**To be done:** Reproduce the listing below exactly, minus its pictures.

_ _ _ _ _ _ _

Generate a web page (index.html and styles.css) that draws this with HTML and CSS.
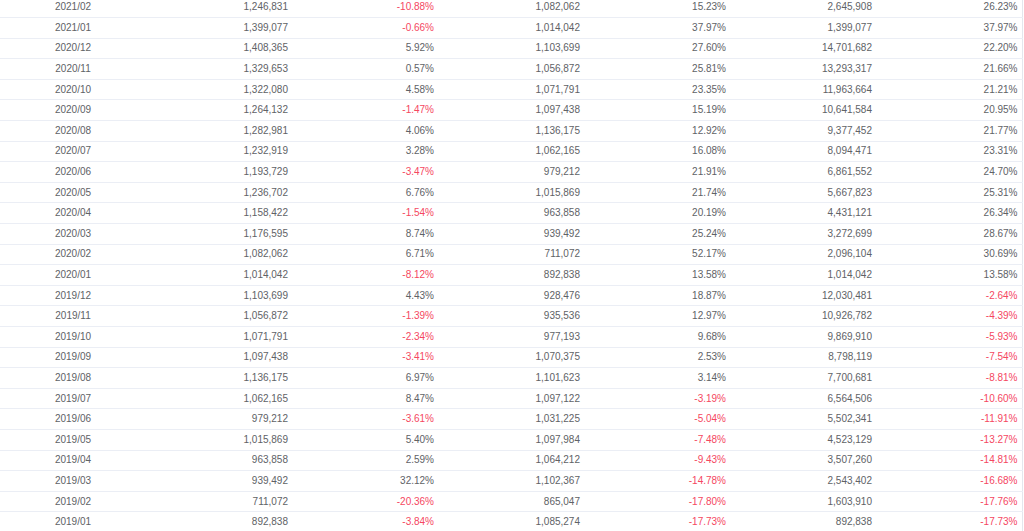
FILE: index.html
```html
<!DOCTYPE html>
<html>
<head>
<meta charset="utf-8">
<link rel="stylesheet" href="styles.css">
</head>
<body>
<div class="wrap">
<table class="grid">
<colgroup><col><col><col><col><col><col><col></colgroup>
<tbody>
<tr><td>2021/02</td><td>1,246,831</td><td class="neg">-10.88%</td><td>1,082,062</td><td>15.23%</td><td>2,645,908</td><td>26.23%</td></tr>
<tr><td>2021/01</td><td>1,399,077</td><td class="neg">-0.66%</td><td>1,014,042</td><td>37.97%</td><td>1,399,077</td><td>37.97%</td></tr>
<tr><td>2020/12</td><td>1,408,365</td><td>5.92%</td><td>1,103,699</td><td>27.60%</td><td>14,701,682</td><td>22.20%</td></tr>
<tr><td>2020/11</td><td>1,329,653</td><td>0.57%</td><td>1,056,872</td><td>25.81%</td><td>13,293,317</td><td>21.66%</td></tr>
<tr><td>2020/10</td><td>1,322,080</td><td>4.58%</td><td>1,071,791</td><td>23.35%</td><td>11,963,664</td><td>21.21%</td></tr>
<tr><td>2020/09</td><td>1,264,132</td><td class="neg">-1.47%</td><td>1,097,438</td><td>15.19%</td><td>10,641,584</td><td>20.95%</td></tr>
<tr><td>2020/08</td><td>1,282,981</td><td>4.06%</td><td>1,136,175</td><td>12.92%</td><td>9,377,452</td><td>21.77%</td></tr>
<tr><td>2020/07</td><td>1,232,919</td><td>3.28%</td><td>1,062,165</td><td>16.08%</td><td>8,094,471</td><td>23.31%</td></tr>
<tr><td>2020/06</td><td>1,193,729</td><td class="neg">-3.47%</td><td>979,212</td><td>21.91%</td><td>6,861,552</td><td>24.70%</td></tr>
<tr><td>2020/05</td><td>1,236,702</td><td>6.76%</td><td>1,015,869</td><td>21.74%</td><td>5,667,823</td><td>25.31%</td></tr>
<tr><td>2020/04</td><td>1,158,422</td><td class="neg">-1.54%</td><td>963,858</td><td>20.19%</td><td>4,431,121</td><td>26.34%</td></tr>
<tr><td>2020/03</td><td>1,176,595</td><td>8.74%</td><td>939,492</td><td>25.24%</td><td>3,272,699</td><td>28.67%</td></tr>
<tr><td>2020/02</td><td>1,082,062</td><td>6.71%</td><td>711,072</td><td>52.17%</td><td>2,096,104</td><td>30.69%</td></tr>
<tr><td>2020/01</td><td>1,014,042</td><td class="neg">-8.12%</td><td>892,838</td><td>13.58%</td><td>1,014,042</td><td>13.58%</td></tr>
<tr><td>2019/12</td><td>1,103,699</td><td>4.43%</td><td>928,476</td><td>18.87%</td><td>12,030,481</td><td class="neg">-2.64%</td></tr>
<tr><td>2019/11</td><td>1,056,872</td><td class="neg">-1.39%</td><td>935,536</td><td>12.97%</td><td>10,926,782</td><td class="neg">-4.39%</td></tr>
<tr><td>2019/10</td><td>1,071,791</td><td class="neg">-2.34%</td><td>977,193</td><td>9.68%</td><td>9,869,910</td><td class="neg">-5.93%</td></tr>
<tr><td>2019/09</td><td>1,097,438</td><td class="neg">-3.41%</td><td>1,070,375</td><td>2.53%</td><td>8,798,119</td><td class="neg">-7.54%</td></tr>
<tr><td>2019/08</td><td>1,136,175</td><td>6.97%</td><td>1,101,623</td><td>3.14%</td><td>7,700,681</td><td class="neg">-8.81%</td></tr>
<tr><td>2019/07</td><td>1,062,165</td><td>8.47%</td><td>1,097,122</td><td class="neg">-3.19%</td><td>6,564,506</td><td class="neg">-10.60%</td></tr>
<tr><td>2019/06</td><td>979,212</td><td class="neg">-3.61%</td><td>1,031,225</td><td class="neg">-5.04%</td><td>5,502,341</td><td class="neg">-11.91%</td></tr>
<tr><td>2019/05</td><td>1,015,869</td><td>5.40%</td><td>1,097,984</td><td class="neg">-7.48%</td><td>4,523,129</td><td class="neg">-13.27%</td></tr>
<tr><td>2019/04</td><td>963,858</td><td>2.59%</td><td>1,064,212</td><td class="neg">-9.43%</td><td>3,507,260</td><td class="neg">-14.81%</td></tr>
<tr><td>2019/03</td><td>939,492</td><td>32.12%</td><td>1,102,367</td><td class="neg">-14.78%</td><td>2,543,402</td><td class="neg">-16.68%</td></tr>
<tr><td>2019/02</td><td>711,072</td><td class="neg">-20.36%</td><td>865,047</td><td class="neg">-17.80%</td><td>1,603,910</td><td class="neg">-17.76%</td></tr>
<tr><td>2019/01</td><td>892,838</td><td class="neg">-3.84%</td><td>1,085,274</td><td class="neg">-17.73%</td><td>892,838</td><td class="neg">-17.73%</td></tr>
</tbody>
</table>
</div>
</body>
</html>
```

FILE: styles.css
```css
html, body {
  margin: 0;
  padding: 0;
  background: #ffffff;
  overflow: hidden;
}

.wrap {
  margin-top: -3px;
  width: 1022px;
}

.grid {
  width: 1022px;
  table-layout: fixed;
  border-collapse: collapse;
  border-right: 1px solid #e4e7ed;
  font-family: "Liberation Sans", Arial, sans-serif;
  font-size: 10px;
  color: #606266;
}

.grid col {
  width: 146px;
}

.grid td {
  height: 20.6px;
  padding: 0 4px 0 0;
  box-sizing: border-box;
  text-align: right;
  border-bottom: 1px solid #ebeef5;
  white-space: nowrap;
  line-height: 12px;
}

.grid td:first-child {
  text-align: center;
  padding: 0;
}

.grid td.neg {
  color: #f5475f;
}
```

_ _ _ _ _ _ _

**Output below:**
Generate a web page (index.html and styles.css) that draws this with HTML and CSS.
FILE: index.html
```html
<!DOCTYPE html>
<html>
<head>
<meta charset="utf-8">
<link rel="stylesheet" href="styles.css">
</head>
<body>
<div class="wrap">
<table class="grid">
<colgroup><col><col><col><col><col><col><col></colgroup>
<tbody>
<tr><td>2021/02</td><td>1,246,831</td><td class="neg">-10.88%</td><td>1,082,062</td><td>15.23%</td><td>2,645,908</td><td>26.23%</td></tr>
<tr><td>2021/01</td><td>1,399,077</td><td class="neg">-0.66%</td><td>1,014,042</td><td>37.97%</td><td>1,399,077</td><td>37.97%</td></tr>
<tr><td>2020/12</td><td>1,408,365</td><td>5.92%</td><td>1,103,699</td><td>27.60%</td><td>14,701,682</td><td>22.20%</td></tr>
<tr><td>2020/11</td><td>1,329,653</td><td>0.57%</td><td>1,056,872</td><td>25.81%</td><td>13,293,317</td><td>21.66%</td></tr>
<tr><td>2020/10</td><td>1,322,080</td><td>4.58%</td><td>1,071,791</td><td>23.35%</td><td>11,963,664</td><td>21.21%</td></tr>
<tr><td>2020/09</td><td>1,264,132</td><td class="neg">-1.47%</td><td>1,097,438</td><td>15.19%</td><td>10,641,584</td><td>20.95%</td></tr>
<tr><td>2020/08</td><td>1,282,981</td><td>4.06%</td><td>1,136,175</td><td>12.92%</td><td>9,377,452</td><td>21.77%</td></tr>
<tr><td>2020/07</td><td>1,232,919</td><td>3.28%</td><td>1,062,165</td><td>16.08%</td><td>8,094,471</td><td>23.31%</td></tr>
<tr><td>2020/06</td><td>1,193,729</td><td class="neg">-3.47%</td><td>979,212</td><td>21.91%</td><td>6,861,552</td><td>24.70%</td></tr>
<tr><td>2020/05</td><td>1,236,702</td><td>6.76%</td><td>1,015,869</td><td>21.74%</td><td>5,667,823</td><td>25.31%</td></tr>
<tr><td>2020/04</td><td>1,158,422</td><td class="neg">-1.54%</td><td>963,858</td><td>20.19%</td><td>4,431,121</td><td>26.34%</td></tr>
<tr><td>2020/03</td><td>1,176,595</td><td>8.74%</td><td>939,492</td><td>25.24%</td><td>3,272,699</td><td>28.67%</td></tr>
<tr><td>2020/02</td><td>1,082,062</td><td>6.71%</td><td>711,072</td><td>52.17%</td><td>2,096,104</td><td>30.69%</td></tr>
<tr><td>2020/01</td><td>1,014,042</td><td class="neg">-8.12%</td><td>892,838</td><td>13.58%</td><td>1,014,042</td><td>13.58%</td></tr>
<tr><td>2019/12</td><td>1,103,699</td><td>4.43%</td><td>928,476</td><td>18.87%</td><td>12,030,481</td><td class="neg">-2.64%</td></tr>
<tr><td>2019/11</td><td>1,056,872</td><td class="neg">-1.39%</td><td>935,536</td><td>12.97%</td><td>10,926,782</td><td class="neg">-4.39%</td></tr>
<tr><td>2019/10</td><td>1,071,791</td><td class="neg">-2.34%</td><td>977,193</td><td>9.68%</td><td>9,869,910</td><td class="neg">-5.93%</td></tr>
<tr><td>2019/09</td><td>1,097,438</td><td class="neg">-3.41%</td><td>1,070,375</td><td>2.53%</td><td>8,798,119</td><td class="neg">-7.54%</td></tr>
<tr><td>2019/08</td><td>1,136,175</td><td>6.97%</td><td>1,101,623</td><td>3.14%</td><td>7,700,681</td><td class="neg">-8.81%</td></tr>
<tr><td>2019/07</td><td>1,062,165</td><td>8.47%</td><td>1,097,122</td><td class="neg">-3.19%</td><td>6,564,506</td><td class="neg">-10.60%</td></tr>
<tr><td>2019/06</td><td>979,212</td><td class="neg">-3.61%</td><td>1,031,225</td><td class="neg">-5.04%</td><td>5,502,341</td><td class="neg">-11.91%</td></tr>
<tr><td>2019/05</td><td>1,015,869</td><td>5.40%</td><td>1,097,984</td><td class="neg">-7.48%</td><td>4,523,129</td><td class="neg">-13.27%</td></tr>
<tr><td>2019/04</td><td>963,858</td><td>2.59%</td><td>1,064,212</td><td class="neg">-9.43%</td><td>3,507,260</td><td class="neg">-14.81%</td></tr>
<tr><td>2019/03</td><td>939,492</td><td>32.12%</td><td>1,102,367</td><td class="neg">-14.78%</td><td>2,543,402</td><td class="neg">-16.68%</td></tr>
<tr><td>2019/02</td><td>711,072</td><td class="neg">-20.36%</td><td>865,047</td><td class="neg">-17.80%</td><td>1,603,910</td><td class="neg">-17.76%</td></tr>
<tr><td>2019/01</td><td>892,838</td><td class="neg">-3.84%</td><td>1,085,274</td><td class="neg">-17.73%</td><td>892,838</td><td class="neg">-17.73%</td></tr>
</tbody>
</table>
</div>
</body>
</html>
```

FILE: styles.css
```css
html, body {
  margin: 0;
  padding: 0;
  background: #ffffff;
  overflow: hidden;
}

.wrap {
  margin-top: -3px;
  width: 1022px;
}

.grid {
  width: 1022px;
  table-layout: fixed;
  border-collapse: collapse;
  border-right: 1px solid #e4e7ed;
  font-family: "Liberation Sans", Arial, sans-serif;
  font-size: 10px;
  color: #606266;
}

.grid col {
  width: 146px;
}

.grid td {
  height: 20.6px;
  padding: 0 4px 0 0;
  box-sizing: border-box;
  text-align: right;
  border-bottom: 1px solid #ebeef5;
  white-space: nowrap;
  line-height: 12px;
}

.grid td:first-child {
  text-align: center;
  padding: 0;
}

.grid td.neg {
  color: #f5475f;
}
```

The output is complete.